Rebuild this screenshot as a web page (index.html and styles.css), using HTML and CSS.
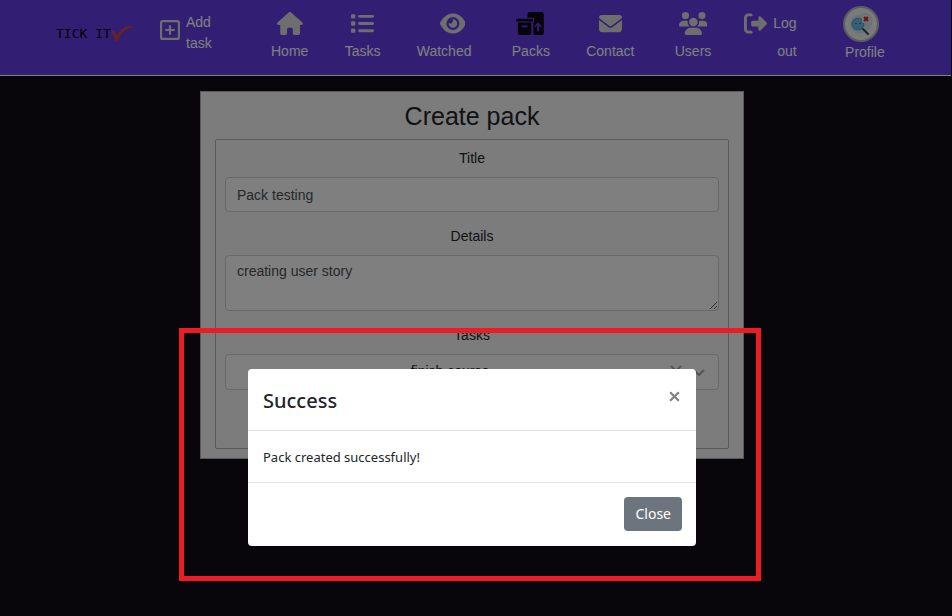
FILE: index.html
```html
<!DOCTYPE html>
<html lang="en">
<head>
<meta charset="utf-8">
<meta name="viewport" content="width=device-width, initial-scale=1">
<title>Tick It</title>
<link rel="stylesheet" href="styles.css">
</head>
<body>
<header class="navbar">
  <a class="brand" href="#" aria-label="Tick It home">
    <span class="brand-name">TICK IT</span>
    <svg class="brand-tick" viewBox="0 0 22 18" aria-hidden="true"><path d="M0 7C2 5 4 6 6 11C9 5 14 1 20 1Q22 1 20 3C13 4 10 8 7 15Q5 18 4 14C3 11 2 8 0 7Z"/></svg>
  </a>
  <a class="add-task" href="#">
    <svg class="icon-add" viewBox="0 0 448 448" aria-hidden="true"><path fill-rule="evenodd" d="M64 0H384Q448 0 448 64V384Q448 448 384 448H64Q0 448 0 384V64Q0 0 64 0ZM64 48Q48 48 48 64V384Q48 400 64 400H384Q400 400 400 384V64Q400 48 384 48ZM200 312V248H136Q112 248 112 224T136 200H200V136Q200 112 224 112T248 136V200H312Q336 200 336 224T312 248H248V312Q248 336 224 336T200 312Z"/></svg>
    <span>Add task</span>
  </a>
  <nav class="links" aria-label="Main">
    <a class="link" href="#">
      <svg class="icon" viewBox="0 0 576 512" aria-hidden="true"><path d="M575.8 255.5c0 18-15 32.1-32 32.1h-32l.7 160.2c0 2.700-.2 5.400-.5 8.100V472c0 22.100-17.900 40-40 40h-80c-22.100 0-40-17.900-40-40v-88c0-17.700-14.300-32-32-32h-64c-17.700 0-32 14.300-32 32v88c0 22.100-17.900 40-40 40h-72c-22.100 0-40-17.900-40-40V287.600H32c-18 0-32-14-32-32.100 0-9 3-17 10-24L266.400 8c7-7 15-8 22-8s15 2 21 7l255.400 224.500c8 7 12 15 11 24z"/></svg>
      <span>Home</span>
    </a>
    <a class="link" href="#">
      <svg class="icon" viewBox="0 0 512 512" aria-hidden="true"><rect y="48" width="96" height="96" rx="24"/><rect y="208" width="96" height="96" rx="24"/><rect y="368" width="96" height="96" rx="24"/><rect x="160" y="64" width="352" height="64" rx="32"/><rect x="160" y="224" width="352" height="64" rx="32"/><rect x="160" y="384" width="352" height="64" rx="32"/></svg>
      <span>Tasks</span>
    </a>
    <a class="link link-watched" href="#">
      <svg class="icon icon-eye" viewBox="0 0 576 512" aria-hidden="true"><path fill-rule="evenodd" d="M288 32c-80.800 0-145.500 36.800-192.600 80.600C48.600 156 17.300 208 2.500 243.700c-3.300 7.900-3.300 16.700 0 24.600C17.300 304 48.600 356 95.400 399.400 142.500 443.200 207.200 480 288 480s145.500-36.800 192.600-80.600c46.800-43.500 78.100-95.400 93-131.100 3.300-7.900 3.300-16.700 0-24.600-14.900-35.700-46.200-87.700-93-131.100C433.500 68.800 368.800 32 288 32zM144 256a144 144 0 1 1 288 0 144 144 0 1 1-288 0zM288 192c0 35.300-28.700 64-64 64-7.100 0-13.900-1.200-20.300-3.300-5.500-1.800-11.900 1.600-11.700 7.400.3 6.900 1.300 13.800 3.200 20.700 13.700 51.200 66.400 81.600 117.600 67.900s81.600-66.400 67.900-117.600c-11.100-41.500-47.800-69.400-88.600-71.100-5.800-.2-9.200 6.100-7.400 11.700 2.100 6.400 3.300 13.200 3.300 20.300z"/></svg>
      <span>Watched</span>
    </a>
    <a class="link" href="#">
      <svg class="icon icon-packs" viewBox="0 0 30 24" aria-hidden="true"><path fill-rule="evenodd" d="M14 0H27Q29 0 29 2V22Q29 24 27 24H18V11H19V6H12V2Q12 0 14 0ZM23 11L19 15L20 16L22 14V20H24V14L26 16L27 15Z"/><path d="M1 7H17Q18 7 18 8V10H0V8Q0 7 1 7Z"/><path fill-rule="evenodd" d="M2 11H16V22Q16 24 14 24H4Q2 24 2 22ZM6 14V16H12V14Z"/></svg>
      <span>Packs</span>
    </a>
    <a class="link" href="#">
      <svg class="icon" viewBox="0 0 512 512" aria-hidden="true"><path d="M48 64C21.500 64 0 85.500 0 112c0 15.100 7.100 29.300 19.200 38.400l217.600 163.200c11.400 8.500 27 8.500 38.400 0l217.600-163.200C504.900 141.300 512 127.100 512 112c0-26.500-21.500-48-48-48H48zM0 176v208c0 35.300 28.700 64 64 64h384c35.300 0 64-28.700 64-64V176L294.400 339.200c-22.800 17.100-54 17.100-76.800 0L0 176z"/></svg>
      <span>Contact</span>
    </a>
    <a class="link link-users" href="#">
      <svg class="icon icon-users" viewBox="0 0 640 512" aria-hidden="true"><path d="M144 0a80 80 0 1 1 0 160 80 80 0 1 1 0-160zM512 0a80 80 0 1 1 0 160 80 80 0 1 1 0-160zM0 298.700C0 239.800 47.800 192 106.700 192h42.700c15.900 0 31 3.500 44.600 9.700-1.300 7.200-1.900 14.700-1.900 22.300 0 38.200 16.800 72.500 43.300 96H21.300C9.600 320 0 310.400 0 298.700zM405.300 320h-.7c26.600-23.500 43.300-57.800 43.300-96 0-7.600-.7-15-1.900-22.300 13.600-6.300 28.700-9.700 44.600-9.700h42.700C592.200 192 640 239.800 640 298.700c0 11.800-9.600 21.300-21.300 21.300zM224 224a96 96 0 1 1 192 0 96 96 0 1 1-192 0zM128 485.300C128 411.700 187.700 352 261.300 352h117.300C452.300 352 512 411.700 512 485.300c0 14.700-11.900 26.700-26.700 26.700H154.700c-14.700 0-26.700-11.900-26.700-26.700z"/></svg>
      <span>Users</span>
    </a>
    <a class="link link-logout" href="#">
      <svg class="icon" viewBox="0 0 512 512" aria-hidden="true"><path d="M502.600 278.600c12.500-12.500 12.500-32.800 0-45.300l-128-128C354 86 320 98 320 128v64H192q-32 0-32 32v64q0 32 32 32h128v64c0 30 34 42 54.600 22.600zM160 96c17.700 0 32-14.300 32-32s-14.300-32-32-32H96C43 32 0 75 0 128v256c0 53 43 96 96 96h64c17.700 0 32-14.300 32-32s-14.300-32-32-32H96c-17.700 0-32-14.300-32-32V128c0-17.700 14.300-32 32-32z"/></svg>
      <span>Log out</span>
    </a>
    <a class="link link-profile" href="#">
      <svg class="avatar" viewBox="0 0 36 36" aria-hidden="true"><circle cx="18" cy="18" r="17" fill="#f4f4f4" stroke="#bbb" stroke-width="2"/><path d="M8 15Q9 8 17 9Q26 4 29 12Q31 20 24 25Q16 31 10 25Q5 21 8 15Z" fill="#cfeaf5"/><path d="M20 23L25 28" stroke="#444" stroke-width="2" stroke-linecap="round"/><circle cx="15" cy="18" r="6" fill="#6cc0e4" stroke="#4a9fc6"/><path d="M13 17V18M17 17V18" stroke="#246" fill="none"/><rect x="19" y="9" width="8" height="8" rx="2" fill="#f8e4e6"/><path d="M21 11L25 15M25 11L21 15" stroke="#d22" stroke-width="2"/></svg>
      <span>Profile</span>
    </a>
  </nav>
</header>

<main class="page">
  <section class="card">
    <h1 class="card-title">Create pack</h1>
    <form class="form">
      <label for="title">Title</label>
      <input class="control" id="title" type="text" value="Pack testing">
      <label for="details">Details</label>
      <textarea class="control details" id="details">creating user story</textarea>
      <label for="tasks">Tasks</label>
      <div class="picker">
        <select class="control tasks" id="tasks"><option>finish course</option></select>
        <span class="picker-icons" aria-hidden="true">
          <svg viewBox="0 0 14 14"><path d="M2 1L12 11M12 1L2 11"/></svg>
          <svg viewBox="0 0 14 14"><path d="M2 5L7 10L12 5"/></svg>
        </span>
      </div>
    </form>
  </section>
</main>

<div class="backdrop"></div>
<div class="overlay">
  <div class="highlight">
    <div class="modal" role="dialog" aria-labelledby="modal-title">
      <div class="modal-header">
        <h2 class="modal-title" id="modal-title">Success</h2>
        <button class="dismiss" type="button" aria-label="Dismiss"><svg viewBox="0 0 12 12" aria-hidden="true"><path d="M2 2L10 10M10 2L2 10"/></svg></button>
      </div>
      <p class="modal-body">Pack created successfully!</p>
      <div class="modal-footer"><button class="close" type="button">Close</button></div>
    </div>
  </div>
</div>
</body>
</html>
```
FILE: styles.css
```css
* { box-sizing: border-box; }

body {
  margin: 0;
  min-height: 100vh;
  background: #100c16;
  color: #212529;
  font: 14px/21px "Liberation Sans", Arial, sans-serif;
}

h1, h2, p { margin: 0; font-weight: 400; }

/* Navigation */
.navbar {
  display: flex;
  align-items: flex-start;
  height: 76px;
  margin-right: 1px;
  padding-left: 56px;
  background: #643ee6;
  border-bottom: 1px solid #fff;
}
.navbar a { color: #fff; text-decoration: none; }
.navbar svg { display: block; }

.brand { display: flex; align-items: center; margin-top: 24px; width: 104px; }
.navbar .brand-name { color: #000; font: 13px/20px "DejaVu Sans Mono", monospace; }
.brand-tick { width: 22px; height: 18px; fill: #e04434; }

.add-task { display: flex; gap: 6px; width: 80px; margin-top: 12px; }
.add-task span { width: 32px; }
.icon-add { width: 20px; height: 20px; margin-top: 8px; fill: #dcdcdc; }

.links {
  flex: 1;
  display: flex;
  justify-content: space-between;
  margin-left: 31px;
  padding-right: 64px;
}
.link { display: flex; flex-direction: column; align-items: center; padding-top: 12px; line-height: 28px; }
.icon { height: 23px; margin-bottom: 2px; fill: #dcdcdc; }
.icon-packs { fill: #0c0812; }
.icon-eye { align-self: flex-end; margin-right: 6px; }
.link-watched { margin-right: 4px; }
.link-users { margin-left: 4px; }
.link-logout { flex-direction: row; align-items: flex-start; margin: 0 10px 0 -4px; padding-top: 9px; gap: 6px; }
.link-logout .icon { margin-top: 3px; }
.link-logout span { width: 24px; text-align: right; }
.link-profile { padding-top: 6px; }
.avatar { width: 36px; height: 36px; margin-right: 8px; margin-bottom: -4px; }

/* Form card */
.page { display: flex; justify-content: center; padding: 15px 8px 0 0; }
.card {
  width: 544px;
  padding: 9px 14px;
  background: #f8f8f8;
  border: 1px solid #b4b4b4;
}
.card-title { font-size: 25px; line-height: 30px; text-align: center; margin-bottom: 8px; }
.form {
  display: flex;
  flex-direction: column;
  padding: 8px 9px 58px;
  border: 1px solid #b4b4b4;
  border-radius: 2px;
}
.form label { margin-bottom: 8px; text-align: center; }
.control {
  display: block;
  width: 100%;
  height: 35px;
  margin: 0 0 14px;
  padding: 5px 11px;
  background: #fff;
  border: 1px solid #ced4da;
  border-radius: 4px;
  color: #495057;
  font: inherit;
}
.details { height: 56px; resize: vertical; }
.picker { position: relative; }
.tasks { height: 36px; margin: 0; padding: 4px 55px 6px 11px; appearance: none; text-align: center; text-align-last: center; color: #212529; }
.picker-icons { position: absolute; top: 11px; right: 13px; display: flex; gap: 9px; }
.picker-icons svg { width: 14px; height: 14px; fill: none; stroke: #aaa; stroke-width: 2; }

/* Modal */
.backdrop { position: fixed; inset: 0; background: rgba(0, 0, 0, 0.5); }
.overlay { position: fixed; inset: 0; display: flex; justify-content: center; align-items: flex-start; padding: 328px 12px 0 0; }
.highlight { width: 582px; padding: 36px 60px 30px 64px; border: 5px solid #ed1c24; }
.modal {
  background: #fff;
  border-radius: 4px;
  font-family: "Noto Sans", "Open Sans", sans-serif;
  font-size: 13px;
}
.modal-header { display: flex; justify-content: space-between; padding: 16px 15px 14px; border-bottom: 1px solid #dee2e6; }
.modal-title { font-size: 20px; line-height: 31px; font-weight: 500; }
.modal button { border: 0; cursor: pointer; }
.dismiss { align-self: flex-start; margin-top: 5px; padding: 0; background: none; }
.dismiss svg { display: block; width: 13px; height: 13px; fill: none; stroke: #7f7f7f; stroke-width: 2; }
.modal-body { padding: 16px 15px 14px; border-bottom: 1px solid #dee2e6; }
.modal-footer { display: flex; justify-content: flex-end; padding: 14px 14px 15px; }
.close { padding: 6px 11px; background: #6c757d; color: #fff; border-radius: 4px; font: inherit; font-size: 14px; line-height: 22px; }
```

Aim of the exercise: Lines containing the word "page" are to be counted in the listing; state their number alone.

Solved problem: 3